The ideas about fashion of German author Barbara Vinken – who writes about literature and fashion in an unusually original, yet very precise way. The same goes for Ingeborg Harms – and American Valerie Steele. Many of the ideas of Vinken, Harms and Steele come together in the magazine ‚Vestoj’ by Anja Aronowsky-Cronberg which I highly recommand. One of Steele’s books talks about ‘corsets.’ Now I understand why I didn’t shy away from shooting for Playboy dressed only with a sexy corset in 2003. There is a much bigger context for such fashion items: it’s about the position of women, the female body and body language past and present. That’s also why I love fashion illustrations by Francois Berthoud or Kera Till. Fashion illustrations seem to replace slowly fashion photography. By the way, exciting photographers for me are: Ronald Stoops, Annemarieke van Drimmelen and Wolfgang Tillmans. They point to the future of fashion photography.
These are among the many aspects of fashion which I got to talk about with Haider Ackermann, Linda Loppa, Kaat Debo, Walter van Beirendonck, Dries van Noten and Geert Bruloot, all representatives of the lively Antwerp fashion scene. But I love buying clothes at the Rue Antoine Dansart in Brussels. Especially at DE STIJL – it’s owner Sonja Noel is a true fashion pedagogue. You see what modeling leads one to.
Q: Anything ‘practical’?
Modeling taught me to enjoy sports and eat normally, instead of depriving myself from sweets. I always tried to sleep a lot yet also realizing that being excited, keeps you awake and radiant.

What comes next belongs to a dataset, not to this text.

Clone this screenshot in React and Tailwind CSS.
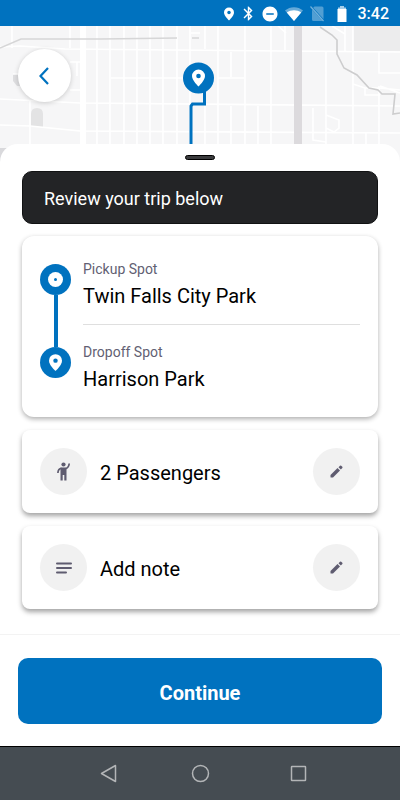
import React from "react";
import { MdBluetooth, MdDoNotDisturbOn } from "react-icons/md";

const BLUE = "#0072bf";

function Pin({ className, dot = BLUE }) {
  return (
    <svg viewBox="0 0 14 18" className={className} aria-hidden="true">
      <path d="M7 0a7 7 0 0 0-7 7c0 5 7 11 7 11s7-6 7-11a7 7 0 0 0-7-7z" fill="#fff" />
      <circle cx="7" cy="7" r="2.400" fill={dot} />
    </svg>
  );
}

function StatusBar() {
  return (
    <header className="flex h-[26px] items-center justify-end bg-[#0072bf] pt-px pr-[11px] text-white">
      <Pin className="mr-[6px] h-[14px] w-[10px]" />
      <MdBluetooth className="mr-[4px] h-[17px] w-[17px]" aria-hidden="true" />
      <MdDoNotDisturbOn className="mr-[6px] h-[18px] w-[18px]" aria-hidden="true" />
      <svg viewBox="0 0 18 14" className="mr-[7px] h-[14px] w-[18px]" aria-hidden="true">
        <path d="M0 3.500C5-1 13-1 18 3.500L9 14z" fill="#fff" opacity=".4" />
        <path d="M1.800 5.600C6 2.500 12 2.500 16.200 5.600L9 14z" fill="#fff" />
      </svg>
      <svg viewBox="0 0 15 17" className="mr-[12px] h-[17px] w-[15px]" aria-hidden="true">
        <path d="M4.500 1.500H12q1.500 0 1.500 1.500v11L3.200 2.800zM2 4.500l10.500 11.500H3.500q-1.500 0-1.500-1.500z" fill="#fff" opacity=".32" />
        <path d="M.5 1.500l13 14.500" stroke="#fff" strokeWidth="1.200" opacity=".45" />
      </svg>
      <svg viewBox="0 0 10 16" className="mr-[11px] h-[16px] w-[10px]" aria-hidden="true">
        <path d="M3 0h4v1.500h2V3H1V1.500h2z" fill="#fff" opacity=".65" />
        <path d="M.5 3h9v13h-9z" fill="#fff" />
      </svg>
      <time className="text-base leading-5 font-medium">3:42</time>
    </header>
  );
}

function TripMap() {
  return (
    <svg
      viewBox="0 0 400 138"
      preserveAspectRatio="xMidYMid slice"
      className="block h-full w-full"
      role="img"
      aria-label="Trip map"
    >
      <rect width="400" height="138" fill="#f6f6f7" />
      <path d="M353 0h47v25h-47z" fill="#ececed" />
      <path d="M31 101V88q0-6 6-6t6 6v13z" fill="#e3e3e4" />
      <path d="M13 48h8v12h-4l-4-5z" fill="#dedee0" />
      <path d="M0 122h7v16H0z" fill="#d9d9dc" />
      <g fill="none" stroke="#fff" strokeWidth="1.600">
        <path d="M0 21l20-1 45 3 335 3M111 52h79M218 52h26M0 73l80 4 320 3M0 99l30 1 50 5 320 2" />
        <path d="M12 0v22M70 0v22M30 74v50M97 0v124M110 0v124M124 0v124M137 0v124M150 0v124M163 0v124M177 0v124M190 0v124M205 0v23M205 80v44M218 0v124M245 0v124M271 0v124M231 26v25M231 80v44M258 80v44M285 0v24" />
        <path d="M326 26v98M353 0v124M379 26v21h21M379 60v64M345 0v25M313 82v32l13 2M326 89l13 5v8l-5 4-8-4M366 107v17M70 36h12v28H70M77 36v14M13 48h10M191 7h9" />
        <path d="M353 58l12 4v7h15M365 62h15l20 2M278 0l8 7M380 60l20 7M332 0l13 8" />
      </g>
      <path d="M83 0v124" stroke="#fff" strokeWidth="6" />
      <path d="M298 0v124" stroke="#dcdadd" strokeWidth="8" />
      <path d="M0 22l21-9h80l76-1M192 12h7" fill="none" stroke="#d6d6d7" strokeWidth="1.500" />
      <path
        d="M320 1l12 8 5 5v14l7 14 13 7 12 13 9 2 4 4h13l-2 20 7-1"
        fill="none"
        stroke="#cdcdce"
        strokeWidth="1.600"
      />
      <path d="M204.500 61v17h-12l-1.500 2v50" fill="none" stroke={BLUE} strokeWidth="3" />
      <circle cx="198.500" cy="52" r="15.500" fill={BLUE} />
      <path d="M198.500 43.500a6.500 6.500 0 0 0-6.500 6.500c0 4.500 6.500 10.500 6.500 10.500s6.500-6 6.500-10.500a6.500 6.500 0 0 0-6.500-6.500z" fill="#fff" />
      <circle cx="198.500" cy="50" r="2.300" fill={BLUE} />
    </svg>
  );
}

function RouteCard() {
  return (
    <section className="mt-[12px] flex gap-[12px] rounded-xl bg-white pt-6 pr-[18px] pb-[25px] pl-[18px] shadow-[0_2px_5px_rgba(0,0,0,0.32)]">
      <div className="flex flex-col items-center pt-[4px]">
        <span className="flex size-[31px] items-center justify-center rounded-full bg-[#0072bf]">
          <span className="flex size-[15px] items-center justify-center rounded-full bg-white">
            <span className="size-[3px] rounded-full bg-[#0072bf]" />
          </span>
        </span>
        <span className="h-[52px] w-1 bg-[#0072bf]" />
        <span className="flex size-[31px] items-center justify-center rounded-full bg-[#0072bf]">
          <Pin className="h-[17px] w-[13px]" />
        </span>
      </div>
      <dl className="flex-1">
        <div className="border-b border-[#dfdfdf] pb-[15px]">
          <dt className="text-sm leading-[18px] text-[#625f73]">Pickup Spot</dt>
          <dd className="mt-[5px] text-xl leading-[26px] text-black">Twin Falls City Park</dd>
        </div>
        <div className="pt-[18px]">
          <dt className="text-sm leading-[18px] text-[#625f73]">Dropoff Spot</dt>
          <dd className="mt-[5px] text-xl leading-[26px] text-black">Harrison Park</dd>
        </div>
      </dl>
    </section>
  );
}

function OptionCard({ icon, label, action }) {
  return (
    <section className="mt-[13px] flex items-center rounded-lg bg-white px-[18px] pt-[18px] pb-[18px] shadow-[0_3px_5px_rgba(0,0,0,0.36)]">
      <span className="flex size-[47px] items-center justify-center rounded-full bg-[#f1f1f1] text-[#5f5c70]">
        {icon}
      </span>
      <h2 className="ml-[13px] flex-1 pt-[2px] text-xl leading-6 text-black">{label}</h2>
      <button
        type="button"
        aria-label={action}
        className="flex size-[47px] items-center justify-center rounded-full bg-[#f1f1f1]"
      >
        <svg viewBox="0 0 13 13" className="size-[13px]" fill="#5f5c70" aria-hidden="true">
          <path d="M.5 10L7.500 3l2.500 2.500-7 7H1q-.5 0-.5-.5z" />
          <path d="M8.500 2.200L10 .7q.6-.5 1.200 0l1.100 1.100q.5.600 0 1.200l-1.500 1.500z" />
        </svg>
      </button>
    </section>
  );
}

function SystemNav() {
  return (
    <nav className="grid grid-cols-[1fr_auto_1fr] items-center gap-[72px] border-t border-black bg-[#454c52] pt-[17px] pb-[17px]">
      <button type="button" aria-label="Back" className="justify-self-end">
        <svg viewBox="0 0 19 19" className="size-[19px]" fill="none" stroke="#b3b5b7" strokeWidth="1.500" aria-hidden="true">
          <path d="M15.500 1.500v16L1.500 9.500z" strokeLinejoin="round" />
        </svg>
      </button>
      <button type="button" aria-label="Home">
        <svg viewBox="0 0 19 19" className="size-[19px]" fill="none" stroke="#b3b5b7" strokeWidth="1.500" aria-hidden="true">
          <circle cx="9.500" cy="9.500" r="8" />
        </svg>
      </button>
      <button type="button" aria-label="Recent apps" className="ml-[8px] justify-self-start">
        <svg viewBox="0 0 17 17" className="size-[17px]" fill="none" stroke="#b3b5b7" strokeWidth="1.500" aria-hidden="true">
          <rect x="1.500" y="1.500" width="14" height="14" rx=".5" />
        </svg>
      </button>
    </nav>
  );
}

export default function App() {
  return (
    <div className="flex min-h-screen flex-col bg-white font-[Roboto,sans-serif]">
      <StatusBar />
      <div className="relative h-[138px] overflow-hidden">
        <TripMap />
        <button
          type="button"
          aria-label="Go back"
          className="absolute top-[23px] left-[18px] flex size-[53px] items-center justify-center rounded-full bg-white shadow-[0_1px_5px_rgba(0,0,0,0.18)]"
        >
          <svg viewBox="0 0 11 18" className="h-[18px] w-[11px]" fill="none" stroke={BLUE} strokeWidth="2.200" aria-hidden="true">
            <path d="M9 1L1.500 9 9 17" />
          </svg>
        </button>
      </div>
      <main className="relative -mt-5 flex flex-1 flex-col rounded-t-[18px] bg-white">
        <div className="flex-1 px-[22px] pt-[11px] pb-[25px]">
          <div className="mx-auto h-[5px] w-[30px] rounded-sm border border-black bg-[#3a3b3d]" />
          <h1 className="mt-[11px] rounded-[10px] border border-[#111213] bg-[#232426] px-[21px] pt-[15px] pb-[12px] text-lg leading-6 text-white">
            Review your trip below
          </h1>
          <RouteCard />
          <OptionCard
            icon={
              <svg viewBox="0 0 13 19" className="h-[19px] w-[13px]" fill="currentColor" aria-hidden="true">
                <circle cx="6.500" cy="2.500" r="2.100" />
                <path d="M3.500 5.500h6v13H7.300v-5.500H5.700v5.500H3.500z" />
                <path d="M12.200 1.500c-.3 2.800-1.500 4.500-3.700 5.200M4.500 6.400C2.300 6.600 1 8.300.9 11" fill="none" stroke="currentColor" strokeWidth="1.700" />
              </svg>
            }
            label="2 Passengers"
            action="Edit passengers"
          />
          <OptionCard
            icon={
              <svg viewBox="0 0 16 12" className="h-[12px] w-[16px]" fill="none" stroke="currentColor" strokeWidth="2" strokeLinecap="round" aria-hidden="true">
                <path d="M1 1.500h14M1 6h14M1 10.500h9" />
              </svg>
            }
            label="Add note"
            action="Edit note"
          />
        </div>
        <footer className="border-t border-[#f3f3f3] px-[18px] pt-[23px] pb-[22px]">
          <button
            type="button"
            className="h-[66px] w-full rounded-[10px] bg-[#0072bf] pt-[3px] text-xl font-bold text-white"
          >
            Continue
          </button>
        </footer>
      </main>
      <SystemNav />
    </div>
  );
}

Q: What is something friends and family might call you for?
I think I’m a good listener and can give a bit of helpful advice.
Q: If you’ve possessed a superpower, what would it be?
Sharing, promoting justice, making opposite parties listen and talk to each other, taking each other seriously as well as finding ways to cooperate with one another. On another level, helping children to grow without fear.